WHAT YOU WILL DO:
Return the lines where the word "components" occurs.

---------------

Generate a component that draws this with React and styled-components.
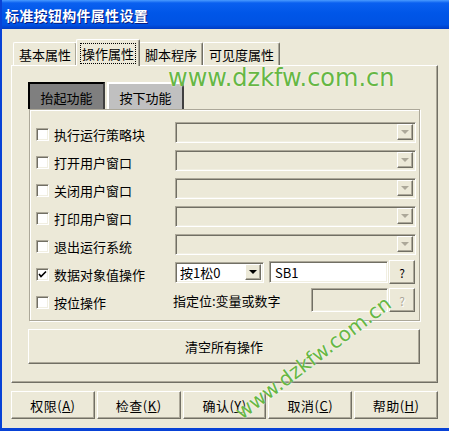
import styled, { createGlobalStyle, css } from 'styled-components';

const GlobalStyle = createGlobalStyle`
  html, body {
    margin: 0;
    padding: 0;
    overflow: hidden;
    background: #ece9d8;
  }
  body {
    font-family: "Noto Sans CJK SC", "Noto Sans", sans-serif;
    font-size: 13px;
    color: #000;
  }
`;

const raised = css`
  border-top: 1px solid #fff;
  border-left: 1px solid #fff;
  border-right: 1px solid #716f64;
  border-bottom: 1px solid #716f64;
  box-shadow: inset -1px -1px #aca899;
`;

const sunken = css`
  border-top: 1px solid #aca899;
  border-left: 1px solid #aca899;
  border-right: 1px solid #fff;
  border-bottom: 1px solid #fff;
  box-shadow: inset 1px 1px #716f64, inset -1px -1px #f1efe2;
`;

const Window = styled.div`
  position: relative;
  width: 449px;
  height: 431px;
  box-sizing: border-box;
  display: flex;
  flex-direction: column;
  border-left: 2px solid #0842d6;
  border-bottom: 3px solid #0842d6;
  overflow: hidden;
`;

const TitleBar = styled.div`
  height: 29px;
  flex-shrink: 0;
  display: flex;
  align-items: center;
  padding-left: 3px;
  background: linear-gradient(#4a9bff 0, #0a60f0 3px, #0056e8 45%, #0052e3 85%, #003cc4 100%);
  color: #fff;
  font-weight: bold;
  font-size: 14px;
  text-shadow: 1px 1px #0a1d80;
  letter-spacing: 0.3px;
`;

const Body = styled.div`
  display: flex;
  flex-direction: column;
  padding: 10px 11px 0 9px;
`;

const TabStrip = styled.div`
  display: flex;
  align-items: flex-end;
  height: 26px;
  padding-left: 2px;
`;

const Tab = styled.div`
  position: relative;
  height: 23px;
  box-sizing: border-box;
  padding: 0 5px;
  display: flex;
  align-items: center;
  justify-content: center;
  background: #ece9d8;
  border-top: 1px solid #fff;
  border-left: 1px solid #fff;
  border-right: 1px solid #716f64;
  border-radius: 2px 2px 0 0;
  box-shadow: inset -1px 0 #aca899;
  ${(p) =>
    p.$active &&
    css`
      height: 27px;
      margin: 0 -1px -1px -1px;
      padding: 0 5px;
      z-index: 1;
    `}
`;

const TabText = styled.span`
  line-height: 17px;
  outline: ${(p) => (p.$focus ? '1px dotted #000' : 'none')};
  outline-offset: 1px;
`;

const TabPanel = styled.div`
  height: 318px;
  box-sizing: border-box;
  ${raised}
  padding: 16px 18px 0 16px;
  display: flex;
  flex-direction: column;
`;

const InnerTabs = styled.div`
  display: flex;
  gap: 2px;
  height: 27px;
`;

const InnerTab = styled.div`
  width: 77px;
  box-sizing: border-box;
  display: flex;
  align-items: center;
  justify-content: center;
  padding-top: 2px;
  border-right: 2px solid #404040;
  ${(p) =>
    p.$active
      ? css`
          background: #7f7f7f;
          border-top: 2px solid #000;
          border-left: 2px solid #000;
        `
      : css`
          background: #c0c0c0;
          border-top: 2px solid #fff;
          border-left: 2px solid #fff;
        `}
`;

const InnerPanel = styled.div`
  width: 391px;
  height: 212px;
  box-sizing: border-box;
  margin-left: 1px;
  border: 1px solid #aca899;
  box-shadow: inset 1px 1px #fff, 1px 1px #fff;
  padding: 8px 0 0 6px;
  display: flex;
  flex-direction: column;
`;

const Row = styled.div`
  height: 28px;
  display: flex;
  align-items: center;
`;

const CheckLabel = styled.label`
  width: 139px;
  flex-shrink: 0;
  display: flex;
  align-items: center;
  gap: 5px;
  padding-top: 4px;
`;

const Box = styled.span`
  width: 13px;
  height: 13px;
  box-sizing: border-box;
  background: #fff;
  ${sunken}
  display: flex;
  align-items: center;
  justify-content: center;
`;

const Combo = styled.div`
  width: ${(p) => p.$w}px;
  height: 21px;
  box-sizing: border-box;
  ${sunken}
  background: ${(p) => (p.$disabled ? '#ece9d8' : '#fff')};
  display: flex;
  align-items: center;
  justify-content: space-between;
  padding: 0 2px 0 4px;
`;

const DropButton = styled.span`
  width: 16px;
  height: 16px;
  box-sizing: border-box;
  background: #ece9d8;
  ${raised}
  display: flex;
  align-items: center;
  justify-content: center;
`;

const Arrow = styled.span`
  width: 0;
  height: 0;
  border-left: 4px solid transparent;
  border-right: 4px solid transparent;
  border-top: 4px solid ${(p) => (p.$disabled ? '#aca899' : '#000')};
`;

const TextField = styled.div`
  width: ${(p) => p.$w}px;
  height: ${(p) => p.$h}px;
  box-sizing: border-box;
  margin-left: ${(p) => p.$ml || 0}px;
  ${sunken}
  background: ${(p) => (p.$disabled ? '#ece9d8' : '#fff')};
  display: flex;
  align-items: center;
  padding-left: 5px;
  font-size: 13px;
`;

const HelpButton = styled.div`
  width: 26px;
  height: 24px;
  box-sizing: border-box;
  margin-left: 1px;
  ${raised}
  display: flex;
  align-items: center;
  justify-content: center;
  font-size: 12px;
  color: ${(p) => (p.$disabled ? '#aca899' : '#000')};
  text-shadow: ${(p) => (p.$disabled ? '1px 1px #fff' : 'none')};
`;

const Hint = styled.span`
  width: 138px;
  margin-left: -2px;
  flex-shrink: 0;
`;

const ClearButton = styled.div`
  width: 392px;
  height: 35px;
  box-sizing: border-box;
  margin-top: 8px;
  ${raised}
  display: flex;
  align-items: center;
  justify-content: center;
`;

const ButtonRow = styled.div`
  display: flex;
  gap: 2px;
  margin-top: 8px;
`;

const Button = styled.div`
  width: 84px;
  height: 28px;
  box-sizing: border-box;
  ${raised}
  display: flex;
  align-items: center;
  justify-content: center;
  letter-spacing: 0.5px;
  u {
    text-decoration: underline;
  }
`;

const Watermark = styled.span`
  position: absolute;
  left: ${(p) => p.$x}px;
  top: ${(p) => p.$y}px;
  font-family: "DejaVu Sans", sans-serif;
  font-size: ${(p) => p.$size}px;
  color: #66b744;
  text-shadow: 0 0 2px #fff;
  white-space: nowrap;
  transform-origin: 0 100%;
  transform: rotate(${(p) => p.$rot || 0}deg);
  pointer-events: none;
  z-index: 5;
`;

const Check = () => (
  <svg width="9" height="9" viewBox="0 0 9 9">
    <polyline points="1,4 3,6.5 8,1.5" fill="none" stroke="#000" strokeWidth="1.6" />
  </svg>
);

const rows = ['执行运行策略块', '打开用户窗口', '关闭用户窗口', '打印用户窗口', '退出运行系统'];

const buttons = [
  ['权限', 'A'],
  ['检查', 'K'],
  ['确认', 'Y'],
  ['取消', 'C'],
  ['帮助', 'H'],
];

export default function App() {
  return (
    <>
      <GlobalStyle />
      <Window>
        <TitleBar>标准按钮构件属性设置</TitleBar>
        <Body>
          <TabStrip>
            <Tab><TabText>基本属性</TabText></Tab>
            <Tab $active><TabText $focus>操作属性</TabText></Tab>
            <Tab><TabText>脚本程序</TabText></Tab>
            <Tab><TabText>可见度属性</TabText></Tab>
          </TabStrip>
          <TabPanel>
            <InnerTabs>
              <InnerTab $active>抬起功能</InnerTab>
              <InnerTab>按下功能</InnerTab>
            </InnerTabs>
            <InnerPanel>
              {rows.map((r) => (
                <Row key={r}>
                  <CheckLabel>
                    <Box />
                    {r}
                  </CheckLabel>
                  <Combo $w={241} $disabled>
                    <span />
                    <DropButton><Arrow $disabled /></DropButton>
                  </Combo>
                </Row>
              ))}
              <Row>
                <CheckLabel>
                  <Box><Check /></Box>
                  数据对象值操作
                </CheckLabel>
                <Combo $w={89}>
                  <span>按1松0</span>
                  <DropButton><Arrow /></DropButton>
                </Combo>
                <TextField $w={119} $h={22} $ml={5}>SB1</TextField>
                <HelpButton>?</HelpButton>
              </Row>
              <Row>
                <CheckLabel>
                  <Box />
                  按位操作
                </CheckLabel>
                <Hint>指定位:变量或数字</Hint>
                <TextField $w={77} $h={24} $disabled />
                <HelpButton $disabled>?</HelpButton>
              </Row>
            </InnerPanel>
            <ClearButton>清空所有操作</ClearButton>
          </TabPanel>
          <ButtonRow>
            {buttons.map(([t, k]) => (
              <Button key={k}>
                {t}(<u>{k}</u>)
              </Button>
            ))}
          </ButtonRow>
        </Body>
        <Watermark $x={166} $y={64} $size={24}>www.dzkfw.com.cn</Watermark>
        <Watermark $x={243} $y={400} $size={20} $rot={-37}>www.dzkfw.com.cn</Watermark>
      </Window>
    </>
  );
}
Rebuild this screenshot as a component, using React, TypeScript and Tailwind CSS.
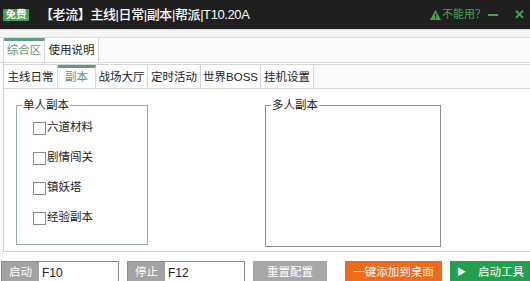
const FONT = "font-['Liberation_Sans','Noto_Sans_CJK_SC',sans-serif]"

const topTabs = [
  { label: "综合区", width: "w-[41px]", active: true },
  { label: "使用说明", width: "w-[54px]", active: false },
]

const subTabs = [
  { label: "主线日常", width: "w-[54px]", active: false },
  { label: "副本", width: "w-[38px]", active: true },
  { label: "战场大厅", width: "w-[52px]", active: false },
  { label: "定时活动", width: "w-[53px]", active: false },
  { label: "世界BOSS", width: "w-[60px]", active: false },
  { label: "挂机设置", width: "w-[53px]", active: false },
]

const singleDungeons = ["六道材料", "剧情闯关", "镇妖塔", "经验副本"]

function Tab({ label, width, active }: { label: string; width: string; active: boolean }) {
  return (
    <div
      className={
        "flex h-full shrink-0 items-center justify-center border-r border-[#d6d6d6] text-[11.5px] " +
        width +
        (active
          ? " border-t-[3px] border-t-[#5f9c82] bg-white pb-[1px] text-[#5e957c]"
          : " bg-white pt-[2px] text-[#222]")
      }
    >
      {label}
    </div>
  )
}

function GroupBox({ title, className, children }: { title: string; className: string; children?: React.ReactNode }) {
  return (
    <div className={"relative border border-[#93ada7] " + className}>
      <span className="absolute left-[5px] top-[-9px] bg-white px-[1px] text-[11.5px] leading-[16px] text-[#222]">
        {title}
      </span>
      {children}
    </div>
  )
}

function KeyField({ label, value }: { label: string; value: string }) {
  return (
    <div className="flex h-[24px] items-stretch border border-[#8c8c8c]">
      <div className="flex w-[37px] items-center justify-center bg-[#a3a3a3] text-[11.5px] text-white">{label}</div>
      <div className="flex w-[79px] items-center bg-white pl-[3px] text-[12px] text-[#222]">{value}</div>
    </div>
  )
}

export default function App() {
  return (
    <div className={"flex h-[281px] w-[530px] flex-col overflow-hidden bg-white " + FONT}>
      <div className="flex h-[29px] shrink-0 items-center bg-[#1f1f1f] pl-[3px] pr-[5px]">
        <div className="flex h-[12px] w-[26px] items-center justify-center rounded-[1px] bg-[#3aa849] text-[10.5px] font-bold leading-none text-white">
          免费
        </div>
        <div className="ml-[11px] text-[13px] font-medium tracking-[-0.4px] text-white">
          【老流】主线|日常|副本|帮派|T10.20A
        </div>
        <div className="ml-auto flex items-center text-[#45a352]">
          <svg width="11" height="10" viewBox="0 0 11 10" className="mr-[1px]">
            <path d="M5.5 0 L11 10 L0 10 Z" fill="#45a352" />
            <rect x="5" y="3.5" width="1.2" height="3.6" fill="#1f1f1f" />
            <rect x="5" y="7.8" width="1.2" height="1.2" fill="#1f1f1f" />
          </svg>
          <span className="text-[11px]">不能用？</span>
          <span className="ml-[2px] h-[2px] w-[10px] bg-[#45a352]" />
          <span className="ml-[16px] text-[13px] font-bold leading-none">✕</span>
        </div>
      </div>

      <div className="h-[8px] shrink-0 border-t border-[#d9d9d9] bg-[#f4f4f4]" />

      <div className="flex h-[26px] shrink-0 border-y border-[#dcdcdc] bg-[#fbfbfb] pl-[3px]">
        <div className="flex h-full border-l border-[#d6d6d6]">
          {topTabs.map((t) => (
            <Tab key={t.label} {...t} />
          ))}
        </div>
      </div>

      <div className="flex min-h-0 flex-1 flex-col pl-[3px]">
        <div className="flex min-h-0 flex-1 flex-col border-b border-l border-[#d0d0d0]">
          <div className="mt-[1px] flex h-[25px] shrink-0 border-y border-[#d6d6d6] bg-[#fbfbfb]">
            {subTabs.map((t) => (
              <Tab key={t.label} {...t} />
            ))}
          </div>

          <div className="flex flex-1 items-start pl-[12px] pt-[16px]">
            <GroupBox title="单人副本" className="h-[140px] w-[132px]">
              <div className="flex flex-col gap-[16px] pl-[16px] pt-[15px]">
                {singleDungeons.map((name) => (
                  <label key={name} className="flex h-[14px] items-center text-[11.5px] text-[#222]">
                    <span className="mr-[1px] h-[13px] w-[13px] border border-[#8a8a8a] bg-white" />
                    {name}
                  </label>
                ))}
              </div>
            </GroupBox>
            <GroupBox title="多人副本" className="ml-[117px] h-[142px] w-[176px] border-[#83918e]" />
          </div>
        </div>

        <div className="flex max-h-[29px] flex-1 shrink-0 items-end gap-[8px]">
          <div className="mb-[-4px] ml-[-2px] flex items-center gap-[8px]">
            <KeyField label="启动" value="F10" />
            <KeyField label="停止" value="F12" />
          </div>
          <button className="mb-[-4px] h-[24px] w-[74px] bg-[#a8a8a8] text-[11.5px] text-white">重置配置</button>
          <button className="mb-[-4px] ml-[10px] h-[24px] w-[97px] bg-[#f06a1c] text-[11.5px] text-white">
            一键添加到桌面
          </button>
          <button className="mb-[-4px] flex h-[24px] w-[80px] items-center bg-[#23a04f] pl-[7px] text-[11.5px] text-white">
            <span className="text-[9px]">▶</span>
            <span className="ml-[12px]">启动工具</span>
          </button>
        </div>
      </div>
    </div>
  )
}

---------------

FULL ANSWER:
Generate a component that draws this with React and styled-components.
import styled, { createGlobalStyle, css } from 'styled-components';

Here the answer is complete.